FACT FILE:

SSAS Benefits Explained

Many business owners are not aware that even before the age of 55, they can take control and manage how their funds are invested. The Small Self-Administered Scheme pension (SSAS) is the most flexible UK pension available and offers the most control. By transferring your frozen or dormant workplace or personal pensions to a SSAS pension, you can gain control of how your funds are managed and invested.

The following fact file on SSAS pensions aims to highlight the key features and benefits of the scheme, and how business owners can use these to their advantage to invest their pension funds, mitigate tax liabilities, protect their assets, and much more.

Exclusively for Business Owners

The SSAS affords the ultimate level of flexibility of any UK pension scheme. Many business owners are not aware that even before the age of 55, they can control how their funds are managed and invested. The SSAS gives business owners unrivalled choice and control, ensuring funds are kept in the most tax-efficient environment.

With a SSAS, you can combine and transfer in other pension funds. You can also invite up to 10 additional members, including family or business partners, to pool larger funds for wider investment options. A SSAS pension can invest in everything that a traditional pension can invest in (and more) and can be used to achieve optimum tax efficiency.

Investment Options

The flexibility of the SSAS means business owners have access to every type of investment permitted by HMRC. The SSAS can invest in all the areas a traditional pension scheme can, such as stocks and shares, gold, corporate bonds, etc., as well as additional opportunities such as commercial property, hands-off property investments, and property loans. As an additional type of investment, the SSAS can also make ‘loanbacks’ to the connected business and third party loans to parties with no connection, such as other companies.

Commercial property investments can include office buildings, retail units, land, or industrial units. Once purchased, the property or land can be let to your company or to a third party, meaning you benefit from tax-free rental income and capital growth.

Residential Property Investment

Residential property cannot be purchased or held within a SSAS, without large tax penalties. However, there are ways you can invest ‘indirectly’ in residential property. Examples of handsfree investments can include, loans to unconnected third party property developers, or via loanback from the SSAS to your company to invest in residential property. These alternative forms of property investment can all generate potential for growth and have relatively low time management or legal knowledge needs. The SSAS can also purchase development land and sell it prior to the building becoming habitable.

The Pension Loanback

A unique feature of the SSAS is the ability to loan funds from your SSAS back to your business (known as the ‘SSAS loanback’). This exclusive funding strategy allows you to loan 50% of the total value of the SSAS to your company whilst setting your own interest rate (at at least 1% above the BoE base lending rate, to comply with HMRC rules). As you would be paying this interest into your own pension, it means setting a higher rate of interest can reduce profitability within the trading company, therefore reducing the amount of corporation tax due on the company, all the while increasing the value of the SSAS.

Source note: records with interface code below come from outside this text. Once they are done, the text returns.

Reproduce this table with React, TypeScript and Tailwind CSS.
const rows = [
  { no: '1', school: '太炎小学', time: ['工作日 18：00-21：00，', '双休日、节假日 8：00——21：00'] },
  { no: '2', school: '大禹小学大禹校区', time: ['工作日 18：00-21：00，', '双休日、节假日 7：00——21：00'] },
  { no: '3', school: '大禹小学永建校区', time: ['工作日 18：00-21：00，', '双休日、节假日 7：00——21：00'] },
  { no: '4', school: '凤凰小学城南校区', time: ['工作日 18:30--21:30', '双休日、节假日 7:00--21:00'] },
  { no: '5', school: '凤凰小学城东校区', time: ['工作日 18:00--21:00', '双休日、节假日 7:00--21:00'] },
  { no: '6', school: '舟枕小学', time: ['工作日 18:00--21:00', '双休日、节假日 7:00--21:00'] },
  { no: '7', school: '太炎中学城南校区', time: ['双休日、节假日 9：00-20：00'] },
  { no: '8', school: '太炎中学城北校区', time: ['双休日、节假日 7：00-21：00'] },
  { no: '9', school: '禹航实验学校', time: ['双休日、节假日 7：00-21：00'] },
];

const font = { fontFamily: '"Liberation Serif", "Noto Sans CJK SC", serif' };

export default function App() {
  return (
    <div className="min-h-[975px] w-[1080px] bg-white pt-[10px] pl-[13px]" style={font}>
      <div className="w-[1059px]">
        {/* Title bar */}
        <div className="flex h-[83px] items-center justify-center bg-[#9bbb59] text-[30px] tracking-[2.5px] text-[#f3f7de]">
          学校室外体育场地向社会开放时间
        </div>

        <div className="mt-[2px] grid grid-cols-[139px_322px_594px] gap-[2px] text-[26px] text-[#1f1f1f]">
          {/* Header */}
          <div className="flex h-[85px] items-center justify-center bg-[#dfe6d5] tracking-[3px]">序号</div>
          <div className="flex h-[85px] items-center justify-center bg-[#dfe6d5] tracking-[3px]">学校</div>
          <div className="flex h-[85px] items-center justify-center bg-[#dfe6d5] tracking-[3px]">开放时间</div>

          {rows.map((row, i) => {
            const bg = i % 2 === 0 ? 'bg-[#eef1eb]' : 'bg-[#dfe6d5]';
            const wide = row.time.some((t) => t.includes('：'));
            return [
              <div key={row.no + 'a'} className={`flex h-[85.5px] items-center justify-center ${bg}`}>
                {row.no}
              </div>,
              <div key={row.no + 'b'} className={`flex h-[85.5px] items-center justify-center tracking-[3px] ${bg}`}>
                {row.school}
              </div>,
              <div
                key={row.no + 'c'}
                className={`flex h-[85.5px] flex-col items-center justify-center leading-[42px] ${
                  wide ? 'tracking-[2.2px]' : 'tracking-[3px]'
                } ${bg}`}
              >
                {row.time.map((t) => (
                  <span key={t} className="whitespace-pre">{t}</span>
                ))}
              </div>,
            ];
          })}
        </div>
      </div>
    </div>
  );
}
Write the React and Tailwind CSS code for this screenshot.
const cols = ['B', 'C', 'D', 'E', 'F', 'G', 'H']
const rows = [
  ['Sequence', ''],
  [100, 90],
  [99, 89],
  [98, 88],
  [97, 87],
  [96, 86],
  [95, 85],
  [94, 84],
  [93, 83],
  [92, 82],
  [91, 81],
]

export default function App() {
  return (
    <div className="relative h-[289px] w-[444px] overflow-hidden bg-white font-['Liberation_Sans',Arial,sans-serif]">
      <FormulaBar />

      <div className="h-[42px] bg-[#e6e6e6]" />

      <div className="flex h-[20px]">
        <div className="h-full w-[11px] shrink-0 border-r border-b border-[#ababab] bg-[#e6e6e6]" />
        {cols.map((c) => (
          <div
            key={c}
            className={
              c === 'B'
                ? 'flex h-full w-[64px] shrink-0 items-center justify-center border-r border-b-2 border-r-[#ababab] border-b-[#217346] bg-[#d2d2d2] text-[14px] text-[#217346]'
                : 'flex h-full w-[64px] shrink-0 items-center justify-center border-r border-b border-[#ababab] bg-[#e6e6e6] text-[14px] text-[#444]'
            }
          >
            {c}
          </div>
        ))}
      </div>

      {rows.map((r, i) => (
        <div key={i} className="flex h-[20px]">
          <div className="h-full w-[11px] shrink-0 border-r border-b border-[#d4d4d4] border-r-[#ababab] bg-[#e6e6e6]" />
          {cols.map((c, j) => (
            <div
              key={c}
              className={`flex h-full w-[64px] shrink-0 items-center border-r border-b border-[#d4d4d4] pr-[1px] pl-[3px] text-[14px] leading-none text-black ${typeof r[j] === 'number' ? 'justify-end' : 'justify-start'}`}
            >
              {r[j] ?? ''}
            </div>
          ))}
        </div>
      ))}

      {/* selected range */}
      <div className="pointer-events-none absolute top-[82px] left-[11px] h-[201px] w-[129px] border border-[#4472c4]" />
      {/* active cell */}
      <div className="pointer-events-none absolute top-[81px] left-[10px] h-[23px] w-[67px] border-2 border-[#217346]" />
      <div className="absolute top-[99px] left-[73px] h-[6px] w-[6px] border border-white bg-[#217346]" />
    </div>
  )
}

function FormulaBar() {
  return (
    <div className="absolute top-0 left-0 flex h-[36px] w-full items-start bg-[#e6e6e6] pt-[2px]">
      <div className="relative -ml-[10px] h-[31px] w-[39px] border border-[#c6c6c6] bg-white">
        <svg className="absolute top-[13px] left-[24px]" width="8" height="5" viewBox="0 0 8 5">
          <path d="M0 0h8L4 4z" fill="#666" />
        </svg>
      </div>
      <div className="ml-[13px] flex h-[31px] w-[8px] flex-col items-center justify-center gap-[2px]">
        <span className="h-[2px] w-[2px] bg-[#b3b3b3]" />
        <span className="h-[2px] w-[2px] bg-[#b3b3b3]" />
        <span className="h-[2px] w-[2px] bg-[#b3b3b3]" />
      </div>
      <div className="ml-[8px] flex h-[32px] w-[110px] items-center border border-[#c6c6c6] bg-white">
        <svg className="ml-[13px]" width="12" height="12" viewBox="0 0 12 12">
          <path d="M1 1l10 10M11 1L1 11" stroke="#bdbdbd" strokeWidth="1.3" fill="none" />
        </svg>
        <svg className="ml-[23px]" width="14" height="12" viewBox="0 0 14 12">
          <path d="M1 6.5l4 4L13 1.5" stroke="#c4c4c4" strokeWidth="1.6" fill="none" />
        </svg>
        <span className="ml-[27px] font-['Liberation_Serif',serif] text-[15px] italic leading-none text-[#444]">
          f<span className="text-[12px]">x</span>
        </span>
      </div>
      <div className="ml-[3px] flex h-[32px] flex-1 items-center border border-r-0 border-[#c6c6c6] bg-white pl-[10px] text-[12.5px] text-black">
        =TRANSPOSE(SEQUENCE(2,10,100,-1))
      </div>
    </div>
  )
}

For example, if you made a loan of £100,000 from your SSAS pension to your business and set the interest rate at 12% p.a. at the end of year 1 the interest due would be £12,000. However, this would go back into the pension scheme tax free on the basis you were not over the lifetime allowance. By doing this you would have saved £2,280 in corporation tax and could then borrow back an additional £6,000 from the SSAS. This means the company only has £3,720 less in the bank than it would have had after paying the corporation tax, but between the company and pension, 100% of the capital is retained by not paying the corporation tax.

Tax Efficiency

When employed correctly and with the right support, the SSAS can not only reduce your personal tax liability, but also your Corporation and Inheritance Tax. Anything held in the SSAS, whether funds or other assets, is free from inheritance tax, as pensions are not recognised by HMRC as part of the estate. This means beneficiaries will not be subject to a 40% tax penalty. Personal and company assets can be transferred into the SSAS at any point as contributions, similarly protecting them from various tax charges. If the SSAS has invested in property, it can generate more substantial returns as these are exempt from Capital Gains tax, along with no Income Tax on investment profits.